The Staten Island concrete laborer filed a law suit against the construction company, the property management company, the property owner, the concrete company’s independent contractors and the concrete company. Within the first year of the law suit, most of these companies were able to prove that they were not involved in the truck accident and had no liability connected with the accident. What was left was a lawsuit against the concrete company, the subcontractors of the concrete company, and the construction company.
The issues that are under evaluation in this suit are under Labor Law § § 240 (1), 200 and common law negligence claims. Also under consideration are Labor Law 241 (6) claims. The victim further alleges violations of the following Industrial Code regulations: 12 NYCRR §§ 23-1.23(a-c); 23-1.5(a-b); 23-1.5(c)(1,3); 23-1.7(b)(1)(I), 23-4.2(a, f-g); 23-9.7(d); 23-9.11(a).
In order for Labor Law § 241 to be applicable to this suit, the victim is required to show specific Industrial Code violations that support his cause of action. He did so and added US Dept. of Labor, Occupational Safety and Health Administration §§ 1926.601(b)(4), 1226.651(a) and 1926.702(b). Because the victim was able to articulate and specify the applicability of Labor Law § 241 9(6) he succeeded in convincing the court that his contentions held more weight than the company’s did.
However, the victim also attempted to add to his claim that there was a large pile of debris on the accident site that he believes could have caused the accident. The company disagreed and the Court Justices stated that there was no reason to believe that if the pile of debris had not been present, that the concrete truck would not have backed up to pour the concrete. Since the concrete truck would have still had to back up to pour the concrete, the accident still would probably have occurred. The presence of the pile or lack thereof would not have altered the facts of the case that set this accident in motions. In order for the company to complete the job required by pouring the concrete into the hole, the frame had to be placed by the victim and the driver of the concrete truck still had to back up and would most likely have still hit the victim. The presence of debris has no bearing on this case. The Westchester company did not suggest any arguments to overturn the complete dismissal of the victim’s Labor Law §§ 240 (1), 200 and common law negligence claims. Because of this, they are not part of the company’s motion and cannot be affected by the decision that the Court will render.
The Court must evaluate each of the Industrial Code violations as they relate to Labor Law § 241. The first one to be considered is 23-1.23 (a-c): Earth Ramps and Runways. Since there were no earth ramps or runways that might have been involved in this accident, this Industrial Code is not relevant to the facts of this case.

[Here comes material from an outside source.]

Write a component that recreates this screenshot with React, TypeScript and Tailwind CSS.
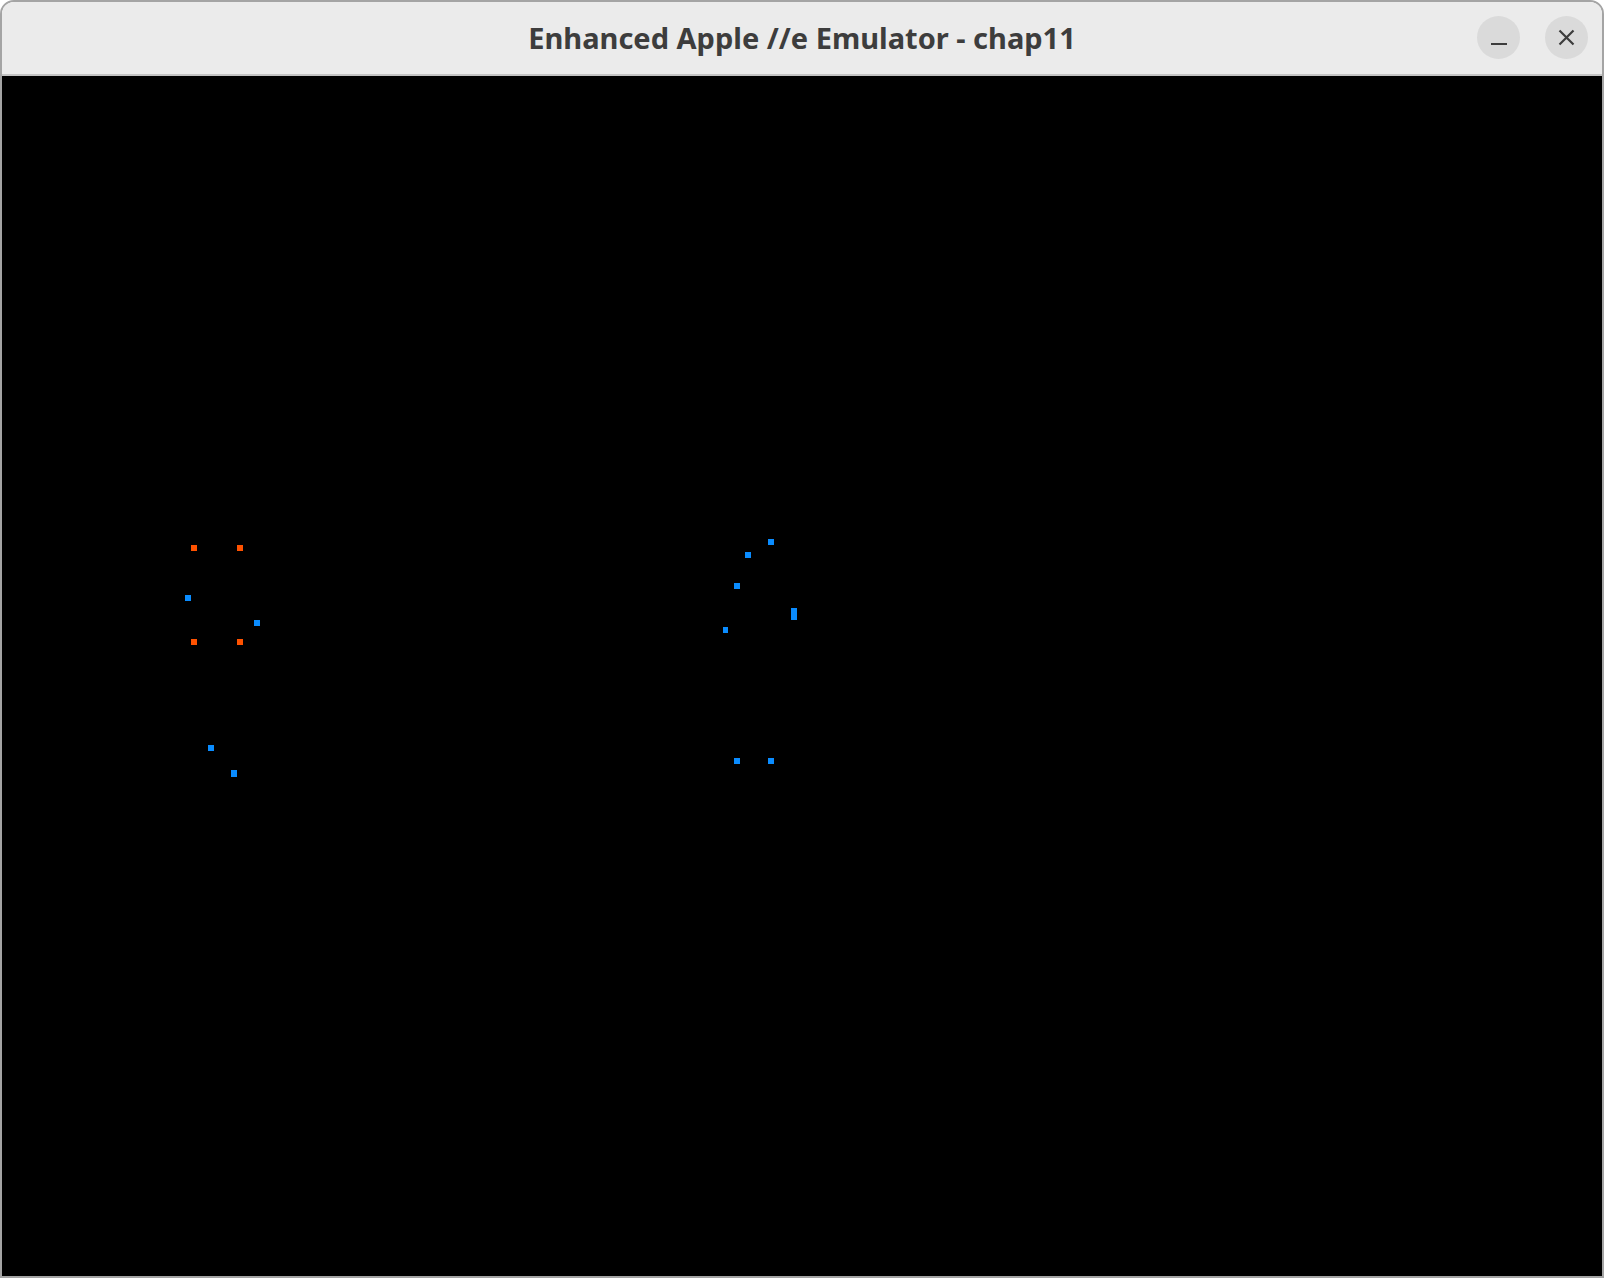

Industrial code 23-1.5 (a-b) and 23-1/5 ( c ) (1,3): General Responsibility of Employers deals with health and safety protection which is required. These subsections also deal with the requirement of competency in providing workers with a work place that contains equipment in good condition and safeguards to ensure a safe working environment. Since these subsections all deal with the general responsibilities of employers they cannot be a basis for liability under Labor Law §241 (6). In order for this Law to be in effect, the victim must site specific violations and not general conclusions.
23-1.7 (b)(1)(I): Protection from General Hazards, (b) falling hazards (I ) hazardous openings does not define what is meant specifically by a “hazardous opening.” This Law is also not relevant to the accident in question because it deals with providing barricades or substantial cover over an opening. In order for the job to have been completed, this Law cannot apply since covering the opening would have prevented the pouring of the concrete to complete the job. Also, barriers would not have prevented this accident since both the concrete truck and the concrete laborer had to be present within the confines close to the hole in order to make the lamp post base.
Likewise, 23-4.2(a. f-g): Trench and area type excavations, does not apply since this was not a trench or an excavations. There were no walls that required shoring. This accident did not result of because of a slide and/or cave in.
Labor Law 23-9.7 (d) refers to the backing of trucks at construction sites. However, this law is also not applicable because there was an additional employee who was in place to observe, guide, and signal the driver of the cement truck as it was backing up. This rule also does not take in to consideration an employee standing off to one side while a vehicle is backing and getting struck by something protruding from the vehicle.
Labor law 23-9.11 (a) as it pertains to mixing machines and charging skips is not relevant since this accident did not occur as a result of walking under a charging skip. There were no charging skips involved at all. Because none of the specific Industrial Codes listed by the victim were relevant to this case, the Court finds that the victim’s Labor Law § 241 (6) claim is dismissed.